18. The article of claim 13 wherein the article comprises a medical device.

19. The article of claim 18, wherein the medical device is chosen from endotracheal tubes, catheters, stents, syringes, guide wires, intrauterine devices, peristaltic pump chambers, gastroenteric feeding tubes, endoscopes, and arteriovenous shunts.

20. The article of claim 13, wherein the gallium in the gallium compound is present in a concentration from about 0 06 to about 0 2 mM with respect to the composition.

21. A method of manufacturing an article comprising: preparing a liquid comprising a composition; wherein said composition comprises at least one polymer and a colloid comprising a gallium compound; and drying the liquid to create an article.

22. A method of manufacturing an article comprising: applying the composition of claim 1 to a substrate; and drying the composition to form the article.

23. A method of manufacturing an article comprising: applying the composition of claim 1 to a substrate; and forming the composition on the substrate; and drying the composition to form the article.

24. The method of manufacturing an article of claim 22, wherein drying the composition comprises applying heat.

25. The method of manufacturing an article of claim 23, wherein drying the composition comprises applying heat.

26. The method of manufacturing an article of claim 22, wherein applying the composition comprises at least one of spraying and dipping.

27. The method of manufacturing an article of claim 23, wherein applying the composition comprises at least one of spraying and dipping.

28. A method of manufacturing an article comprising dipping a form in the composition of claim 1.

29. The method of claim 28, wherein the composition is removed from the form.

30. The method of manufacturing an article according to claim 21 comprising injection molding, extruding, or casting a composition comprising: at least one polymer; and a colloid comprising a gallium compound; wherein the composition exhibits an antimicrobial effect, into a shape.

31. A method for delivery of one or more oligodynamic compounds comprising gallium comprising: implanting, administering, inserting, or placing the composition of claim 1 under conditions effective to deliver the gallium to a desired location.

32. The method for delivery of claim 31, wherein the gallium compound comprises at least one of gallium nitrate, gallium chloride, gallium iodide, gallium citrate, gallium acetate, and gallium lactate.

33. A method of treating at least one cell, tissue, organism, or portion of the cell, tissue, or organism, comprising implanting, administering, inserting, or otherwise placing the composition of claim 1 under conditions effective to deliver gallium to the cell, tissue, organism, or portion of the cell, tissue, or organism.

34. A method of preparing an antimicrobial composition comprising: mixing at least one polymer with a liquid comprising at least one oligodynamic agent comprising a gallium compound.

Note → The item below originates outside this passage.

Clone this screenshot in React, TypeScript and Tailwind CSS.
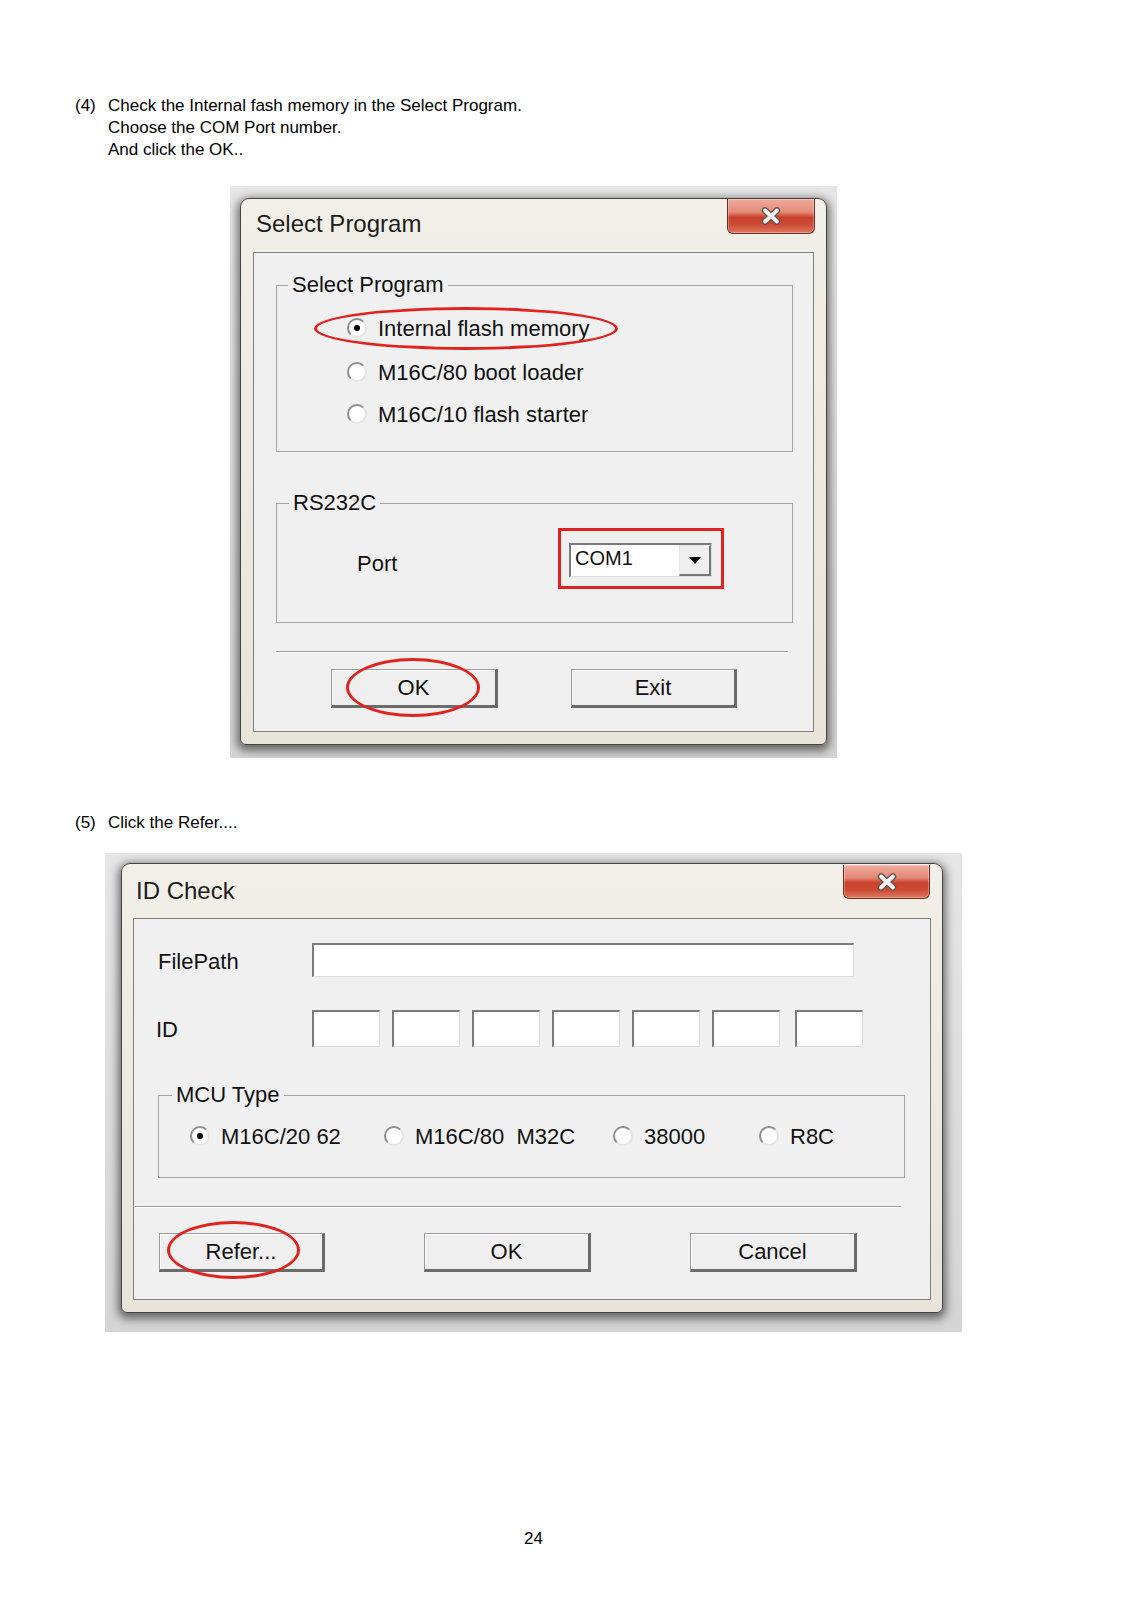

35. The method of claim 34, wherein said oligodynamic agent comprising a gallium compound is present in a colloid.

36. The method of claim 35, wherein said colloid is formed by adding at least one salt comprising a cation chosen from calcium, sodium, lithium, aluminum, magnesium, potassium, manganese, silver, platinum, gold, cerium, osmium, copper, zinc, and gallium.

37. The method of claim 36, wherein the at least one salt further comprises an anion chosen from oxides, acetates, acetylsalicylates, ascorbates, benzoates, bitartrates, bromides, carbonates, chlorides, citrates, folates, carbonates, deoxychoiates, gluconates, iodates, iodides, lactates, laurates, oxalates, palmitates, para-aminobenzoates, para-aminosalicylates, perborates, phenosulfonates, phosphates, picrates, propionates, salicylates, stearates, succinates, sulfadiazines, sulfates, sulfides, sulfonates, tartrates, thiocyanates, thioglycolates, thiosulfates, and silver ethylenediaminetetraacetic acid, and combinations thereof.

38. The method of claim 36, wherein said at least one salt is added to the liquid comprising at least one oligodynamic agent comprising gallium after the gallium compound is mixed with the at least one polymer.

39. The method of claim 36, wherein said at least one salt is added to the liquid comprising at least one oligodynamic agent comprising gallium before the gallium compound is mixed with the at least one polymer.